= Tough Grit – The Rural America Challenge =

Tough Grit – The Rural America Challenge is a weekly 30-minute television show produced by GRIT magazine and Berkeley Square Media, Inc. with major sponsorship provided by Tractor Supply Company, broadcast nationally on the satellite/cable channel RFD-TV. It combines expert information on rural subjects with humor to help viewers complete common rural-based DIY projects quickly, correctly, and safely. The first show premiered on September 3, 2012. It is hosted by Shannon Reilly and Caleb Reagan. Episodes are also archived for viewing at ToughGrit.com.

Each Tough Grit episode centers around a particular everyday rural farm chore, ranging from mending a fence or mucking a horse stall to grading a lane and throwing a hoe down. Contestants team up with experts from GRIT magazine and Tractor Supply Company to compete in head-to-head challenges and try to accomplish the task faster, better, and more safely than their opponents. The winner(s) can receive up to a $1,000 gift card to Tractor Supply Company. The expert from GRIT magazine is consistently Oscar H. Will III, Editor-in-Chief of GRIT magazine, while the TSC expert is a different store manager or district manager for each show.

==Episodes==
- Key
- In the No. column the number refers to the order it aired during the entire series.
- In the # column the number refers to the episode number within its season.
- The production code refers to the code assigned to the episode by the production team, which is the order in which the episode was produced, which is not necessarily the airing order.

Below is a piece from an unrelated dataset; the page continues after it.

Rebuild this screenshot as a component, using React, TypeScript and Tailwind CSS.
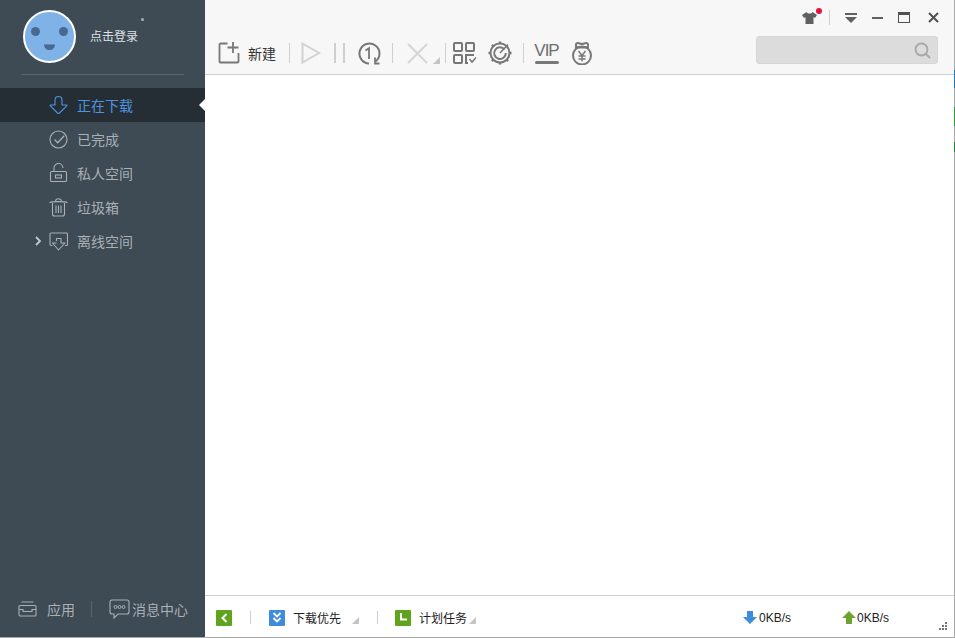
import type { ReactNode } from 'react';

const cjk = { fontFamily: '"Noto Sans CJK SC", "Liberation Sans", sans-serif' };

function Svg({ w, h = w, children, className }: { w: number; h?: number; children: ReactNode; className?: string }) {
  return (
    <svg width={w} height={h} viewBox={`0 0 ${w} ${h}`} fill="none" className={`shrink-0 ${className ?? ''}`}>
      {children}
    </svg>
  );
}

function NavItem({ icon, label, active, arrow }: { icon: ReactNode; label: string; active?: boolean; arrow?: boolean }) {
  return (
    <div className={`relative flex h-[34px] items-center ${active ? 'bg-[#262e35] text-[#4d94e0]' : 'text-[#a9b0b6]'}`}>
      <div className="flex w-[42px] justify-end">
        {arrow && (
          <Svg w={7} h={10}>
            <path d="M1 1l4 4-4 4" stroke="#c3c8cc" strokeWidth="1.800" />
          </Svg>
        )}
      </div>
      <div className="ml-[7px] flex w-[28px] items-center">{icon}</div>
      <span className="-mt-px text-[14px] leading-none">{label}</span>
      {active && (
        <span className="absolute right-0 top-[11px] h-0 w-0 border-y-[6px] border-r-[6px] border-y-transparent border-r-white" />
      )}
    </div>
  );
}

function Sep({ className }: { className?: string }) {
  return <span className={`h-[20px] w-px shrink-0 bg-[#cfcfcf] ${className ?? ''}`} />;
}

function Corner({ className }: { className?: string }) {
  return <span className={`h-0 w-0 shrink-0 border-b-[7px] border-l-[7px] border-b-[#c4c4c4] border-l-transparent ${className ?? ''}`} />;
}

export default function App() {
  return (
    <div className="flex h-[638px] w-[955px] flex-col overflow-hidden bg-white" style={cjk}>
      <div className="flex h-[637px] min-h-0">
        {/* Sidebar */}
        <aside className="flex w-[205px] shrink-0 flex-col bg-[#3e4a54]">
          <div className="relative mx-[21px] flex h-[75px] items-start border-b border-[#5b656e]">
            <div className="ml-[2px] mt-[10px] h-[53px] w-[53px] shrink-0">
              <Svg w={53}>
                <circle cx="26.500" cy="26.500" r="25.500" fill="#7fb3e8" stroke="#fff" strokeWidth="2" />
                <circle cx="12.500" cy="21.500" r="4.500" fill="#47698f" />
                <circle cx="40.500" cy="21.500" r="4.500" fill="#47698f" />
                <path d="M21 34.500h11c0 3.500-2.500 5.500-5.500 5.500S21 38 21 34.500Z" fill="#47698f" />
              </Svg>
            </div>
            <span className="ml-[14px] mt-[29px] text-[12px] leading-[14px] text-[#dfe2e5]">点击登录</span>
            <span className="absolute left-[120px] top-[18px] h-[3px] w-[3px] rounded-full bg-[#a9b0b6]" />
          </div>

          <nav className="mt-[13px] flex flex-col">
            <NavItem
              active
              label="正在下载"
              icon={
                <Svg w={19} h={20}>
                  <path d="M6 10V5a3.500 3.500 0 0 1 7 0v5h4.500c.5 0 .5.500.2.800L10.500 18a1.500 1.500 0 0 1-2 0L1.300 10.800c-.3-.3-.3-.8.2-.8H6Z" stroke="#4d94e0" strokeWidth="1.100" />
                </Svg>
              }
            />
            <NavItem
              label="已完成"
              icon={
                <Svg w={19}>
                  <circle cx="9.500" cy="9.500" r="8.500" stroke="#a9b0b6" strokeWidth="1.100" />
                  <path d="m5.500 9.500 3.200 3.200 6.500-7" stroke="#a9b0b6" strokeWidth="1.300" />
                </Svg>
              }
            />
            <NavItem
              label="私人空间"
              icon={
                <Svg w={19} h={20}>
                  <path d="M2.500 8.500h14a1 1 0 0 1 1 1v8a1 1 0 0 1-1 1h-14a1 1 0 0 1-1-1v-8a1 1 0 0 1 1-1Z" stroke="#a9b0b6" strokeWidth="1.100" />
                  <path d="M5 8.500V5a4.500 4.500 0 0 1 9 0" stroke="#a9b0b6" strokeWidth="1.100" />
                  <rect x="6.500" y="12" width="6" height="3" stroke="#a9b0b6" strokeWidth="1.100" />
                </Svg>
              }
            />
            <NavItem
              label="垃圾箱"
              icon={
                <Svg w={19} h={20}>
                  <path d="M.5 5.500c3-1.200 15-1.200 18 0M6.500 4C7 1 12 1 12.500 4" stroke="#a9b0b6" strokeWidth="1.100" />
                  <path d="M3.500 6v11a2 2 0 0 0 2 2h8a2 2 0 0 0 2-2V6M7 8.500v7.500M9.500 8.500v7.500M12 8.500v7.500" stroke="#a9b0b6" strokeWidth="1.100" />
                </Svg>
              }
            />
            <NavItem
              arrow
              label="离线空间"
              icon={
                <Svg w={19} h={19}>
                  <path d="M3.500 13.500H2a1 1 0 0 1-1-1V2a1 1 0 0 1 1-1h15.500a1 1 0 0 1 1 1v10.500a1 1 0 0 1-1 1H16" stroke="#a9b0b6" strokeWidth="1.100" />
                  <path d="M7.500 9V6.500H12V11h4l-6.500 7L3.500 11h4" stroke="#a9b0b6" strokeWidth="1.100" strokeLinejoin="round" />
                </Svg>
              }
            />
          </nav>

          <div className="mt-auto flex h-[57px] items-start pt-[18px] text-[14px] leading-[22px] text-[#a9b0b6]">
            <div className="ml-[18px] flex h-[22px] items-center">
              <Svg w={19} h={16}>
                <path d="M3.500 1h12M2 4.500h15a1 1 0 0 1 1 1V14a1 1 0 0 1-1 1H2a1 1 0 0 1-1-1V5.500a1 1 0 0 1 1-1Z" stroke="#a9b0b6" strokeWidth="1.100" />
                <path d="M1 8.500h4v2h9v-2h4" stroke="#a9b0b6" strokeWidth="1.100" />
              </Svg>
            </div>
            <span className="ml-[10px]">应用</span>
            <span className="ml-[16px] mt-[3px] h-[16px] w-px bg-[#5b656e]" />
            <div className="ml-[17px] flex h-[22px] items-center">
              <Svg w={21} h={20}>
                <path d="M3 1h15a2 2 0 0 1 2 2v10a2 2 0 0 1-2 2H9l-4 4v-4H3a2 2 0 0 1-2-2V3a2 2 0 0 1 2-2Z" stroke="#a9b0b6" strokeWidth="1.100" />
                <circle cx="6.500" cy="8" r="1.500" stroke="#a9b0b6" />
                <circle cx="10.500" cy="8" r="1.500" stroke="#a9b0b6" />
                <circle cx="14.500" cy="8" r="1.500" stroke="#a9b0b6" />
              </Svg>
            </div>
            <span className="ml-[2px]">消息中心</span>
          </div>
        </aside>

        {/* Main */}
        <main className="relative flex min-w-0 flex-1 flex-col border-r border-[#a8a8a8]">
          <span className="absolute right-[-1px] top-[70px] h-[18px] w-px bg-[#1a7cb8]" />
          <span className="absolute right-[-1px] top-[107px] h-[19px] w-px bg-[#2a9a3a]" />
          <span className="absolute right-[-1px] top-[142px] h-[10px] w-px bg-[#1f8a3a]" />

          <header className="h-[75px] shrink-0 border-b border-[#cfcfcf] bg-[#f7f7f7]">
            <div className="flex h-[32px] items-center justify-end pr-[15px] pt-[3px]">
              <div className="relative">
                <Svg w={15} h={12}>
                  <path d="M4.500 0 0 3l2 3 1.500-1v7h8V5l1.500 1 2-3L10.500 0C9.500 2 5.500 2 4.500 0Z" fill="#606060" />
                </Svg>
                <span className="absolute right-[-5px] top-[-4px] h-[6px] w-[6px] rounded-full bg-[#e8103c]" />
              </div>
              <span className="ml-[12px] h-[15px] w-px bg-[#cfcfcf]" />
              <Svg w={12} h={10} className="ml-[15px]">
                <rect width="12" height="2" fill="#606060" />
                <path d="M0 4h12L6 10 0 4Z" fill="#606060" />
              </Svg>
              <span className="ml-[15px] h-[2px] w-[11px] bg-[#606060]" />
              <span className="ml-[15px] h-[11px] w-[12px] border-x border-b border-t-[3px] border-[#505050]" />
              <Svg w={11} h={11} className="ml-[18px]">
                <path d="M1 1l9 9M10 1l-9 9" stroke="#505050" strokeWidth="2" />
              </Svg>
            </div>

            <div className="flex h-[42px] items-start">
              <div className="mt-[6px] flex h-[30px] flex-1 items-center pl-[13px]">
                <Svg w={22}>
                  <path d="M9.500 1.500H2.500a1 1 0 0 0-1 1V19.500a1 1 0 0 0 1 1h17a1 1 0 0 0 1-1V11" stroke="#777" strokeWidth="1.800" />
                  <path d="M15 0v11M9.500 5.500h11" stroke="#777" strokeWidth="1.800" />
                </Svg>
                <span className="ml-[8px] text-[14px] leading-none text-[#333]">新建</span>
                <Sep className="ml-[13px]" />
                <Svg w={20} h={22} className="ml-[11px]">
                  <path d="M1.500 1.500 18 11 1.500 20.500Z" stroke="#d2d2d2" strokeWidth="2" />
                </Svg>
                <span className="ml-[13px] h-[20px] w-[2px] bg-[#cfcfcf]" />
                <span className="ml-[7px] h-[20px] w-[2px] bg-[#cfcfcf]" />
                <Svg w={24} h={23} className="ml-[12px]">
                  <path d="M18.500 19.500A10 10 0 1 0 12 21.500" stroke="#777" strokeWidth="2" />
                  <path d="M18 15.500v6h4.500" stroke="#777" strokeWidth="1.800" />
                  <path d="M8.500 8.500l3.500-2.300V17" stroke="#777" strokeWidth="1.800" />
                </Svg>
                <Sep className="ml-[11px]" />
                <Svg w={21} h={21} className="ml-[14px]">
                  <path d="M1 1l19 19M20 1 1 20" stroke="#d6d6d6" strokeWidth="2" />
                </Svg>
                <Corner className="ml-[5px] mt-[14px]" />
                <Sep className="ml-[5px]" />
                <Svg w={24} h={22} className="ml-[7px]">
                  <g stroke="#777" strokeWidth="2">
                    <rect x="1" y="1" width="8" height="8" rx="1" />
                    <rect x="13" y="1" width="8" height="8" rx="1" />
                    <rect x="1" y="13" width="8" height="8" rx="1" />
                    <path d="M21 13h-8v8h2" />
                  </g>
                  <path d="m16.500 17 2.500 3 4-4.500" stroke="#777" strokeWidth="1.500" />
                </Svg>
                <Svg w={24} className="ml-[11px]">
                  <g stroke="#777">
                    <circle cx="12" cy="12" r="9.500" strokeWidth="2" />
                    <path d="M12 .5v2.500M12 21v2.500M.5 12H3M21 12h2.500M3.900 3.900l1.800 1.800M18.300 18.300l1.800 1.800M3.900 20.100l1.800-1.800" strokeWidth="2.500" />
                    <path d="M16.500 8.500a5.800 5.800 0 1 0 1.300 3.500" strokeWidth="2" />
                    <path d="M12 12l8-8.500" strokeWidth="1.500" />
                  </g>
                </Svg>
                <Sep className="ml-[11px]" />
                <div className="ml-[10px] flex w-[25px] flex-col items-center pt-px">
                  <span className="text-[17px] leading-[14px] tracking-[-1px] text-[#6e6e6e]" style={{ fontFamily: '"Liberation Sans", sans-serif' }}>
                    VIP
                  </span>
                  <span className="mt-[3px] h-[3px] w-[24px] rounded-full bg-[#777]" />
                </div>
                <Svg w={24} h={23} className="ml-[11px]">
                  <g stroke="#777" strokeWidth="2">
                    <path d="M7.500 5.500C5 4.500 5.500 1 8 1c1.500 0 2.200 1 4 1s2.500-1 4-1c2.500 0 3 3.500.5 4.500" />
                    <path d="M5 5.500h14" />
                    <circle cx="12" cy="13.500" r="9" />
                    <path d="M8.500 9 12 13.500 15.500 9M12 13.500V19.500M8.500 14h7M8.500 17h7" strokeWidth="1.400" />
                  </g>
                </Svg>
              </div>
              <div className="mr-[16px] mt-[4px] flex h-[28px] w-[182px] items-center justify-end rounded-[3px] border border-[#d6d6d6] bg-[#dcdcdc] pr-[6px]">
                <Svg w={17}>
                  <circle cx="7.500" cy="7.500" r="6" stroke="#a8a8a8" strokeWidth="1.800" />
                  <path d="m12 12 4 4" stroke="#a8a8a8" strokeWidth="2" />
                </Svg>
              </div>
            </div>
          </header>

          <div className="min-h-0 flex-1 bg-white" />

          {/* Status bar */}
          <footer className="flex h-[42px] shrink-0 items-center border-t border-[#cfcfcf] bg-white pl-[11px] pr-[5px] pt-[2px] text-[12px] leading-none text-[#222]">
            <span className="flex h-[16px] w-[16px] items-center justify-center rounded-[1px] bg-[#5fa31f]">
              <Svg w={8} h={10}>
                <path d="M6.500 1 2.500 5l4 4" stroke="#fff" strokeWidth="2" />
              </Svg>
            </span>
            <Sep className="ml-[18px] !h-[13px]" />
            <span className="ml-[18px] flex h-[16px] w-[16px] items-center justify-center rounded-[1px] bg-[#3f8bdc]">
              <Svg w={10} h={12}>
                <path d="M1.500 1 5 4.500 8.500 1M1.500 6 5 9.500 8.500 6" stroke="#fff" strokeWidth="1.800" />
              </Svg>
            </span>
            <span className="ml-[8px]">下载优先</span>
            <Corner className="ml-[11px] mt-[5px]" />
            <Sep className="ml-[18px] !h-[13px]" />
            <span className="ml-[17px] flex h-[16px] w-[16px] items-center justify-center rounded-[1px] bg-[#5fa31f]">
              <Svg w={9} h={9}>
                <path d="M2 0v6.500h6" stroke="#fff" strokeWidth="2" />
              </Svg>
            </span>
            <span className="ml-[8px]">计划任务</span>
            <Corner className="ml-[2px] mt-[5px]" />

            <div className="ml-auto flex items-center" style={{ fontFamily: '"Liberation Sans", sans-serif' }}>
              <Svg w={14} h={13}>
                <path d="M4 0h6v6h4l-7 7-7-7h4Z" fill="#3f8bdc" />
              </Svg>
              <span className="ml-[2px] w-[83px]">0KB/s</span>
              <Svg w={14} h={13}>
                <path d="M4 13h6V7h4L7 0 0 7h4Z" fill="#6fa32d" />
              </Svg>
              <span className="ml-px w-[82px]">0KB/s</span>
              <div className="mr-[2px] mt-[16px] grid w-[8px] grid-cols-3 gap-px">
                <i className="col-start-3 h-[2px] w-[2px] bg-[#777]" />
                <i className="col-start-2 h-[2px] w-[2px] bg-[#777]" />
                <i className="h-[2px] w-[2px] bg-[#777]" />
                <i className="h-[2px] w-[2px] bg-[#777]" />
                <i className="h-[2px] w-[2px] bg-[#777]" />
                <i className="h-[2px] w-[2px] bg-[#777]" />
              </div>
            </div>
          </footer>
        </main>
      </div>
      <div className="h-px shrink-0 bg-[#a8a8a8]" />
    </div>
  );
}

Tough Grit season 1 episodes
| No. | Air # | Title | Original release date | Prod. code |
| 1 | TG101 | "The Grass is Always Greener" | September 3, 2012 | TG107 |
Aerating and seeding a lawn. Contestants must aerate an area of lawn avoiding obstacles then seed the lawn with accuracy.
| 2 | TG102 | "If a Tree Falls in the Forrest" | September 10, 2012 | TG101 |
Felling and climbing a tree. Contestants must fall a tree onto a target and then limb the tree in a certain amount of time.
| 3 | TG103 | "The Buck Stops Here" | September 17, 2012 | TG102 |
Bucking and Splitting a tree. Contestants must buck the tree into equal segments then split the logs into quarters the quickest while staying safe.
| 4 | TG104 | "Good Fences Make Good Neighbors" | September 24, 2012 | TG103 |
Post braces and gates. Contestants must dig a hole and set a post for a brace, then install a bar gate the quickest.
| 5 | TG105 | "Got a Hitch in Your Get Along?" | October 1, 2012 | TG115 |
Hitching and pulling a trailer. Contestants must single-handedly line up a ball hitch to a trailer in the fewest attempts, then drive the trailer through an obstacle course in the shortest amount of time.
| 6 | TG106 | "FIRE!" | October 8, 2012 | TG116 |
Installing a wood stove. Contestants must install a thru-wall chimney attached to a wood stove, light a fire, and maintain a continuous draw of smoke through the chimney.
| 7 | TG107 | "Men of Steel" | October 15, 2012 | TG111 |
Plasma cutting and welding. Contestants must cut and weld a simple boot scraper the fastest and most accurate.
| 8 | TG108 | "Leveling the Playing Field" | October 22, 2012 | TG109 |
Lane and field maintenance. Contestants must level a gravel lane, then cut a field of tall grass the fastest.
| 9 | TG109 | "Back in the Saddle Again" | October 29, 2012 | TG112 |
Mucking a horse stall and saddling a horse. Contestants must properly dispose of a stall full of horse manure and then quickly saddle a horse.
| 10 | TG110 | "Time to Mend Your Ways" | November 5, 2012 | TG108 |
Installing a solar-powered gate opener and mending a fence. Contestants must install a solar-powered automatic gate opener the fastest, then find three breaks in a barbed wire fence and mend them.
| 11 | TG111 | "Man's Best Friend" | November 12, 2012 | TG117 |
Building a dog house and a dog run. Contestants must construct a simple wooden home for their dog, then construct a chain link dog run around it.
| 12 | TG112 | "Reach for the Sky" | November 19, 2012 | TG110 |
Tractor Maintenance. Contestants must pressure wash a muddy tractor then service all the grease points in the shortest amount of time.
| 13 | TG113 | "The Birds and the Trees" | November 26, 2012 | TG119 |
Planting a tree and placing several birdhouses. Contestants must dig a hole and plant a tree properly, then place appropriate birdhouses to attract bluebirds, hummingbirds, purple martin, and other wildlife.
| 14 | TG114 | "Rawhide!" | March 4, 2013 | TG113 |
Moving and loading cattle. Contestants must herd five cows and separate them into two specified groups using chutes and sweeps, then load one of the cows onto a trailer.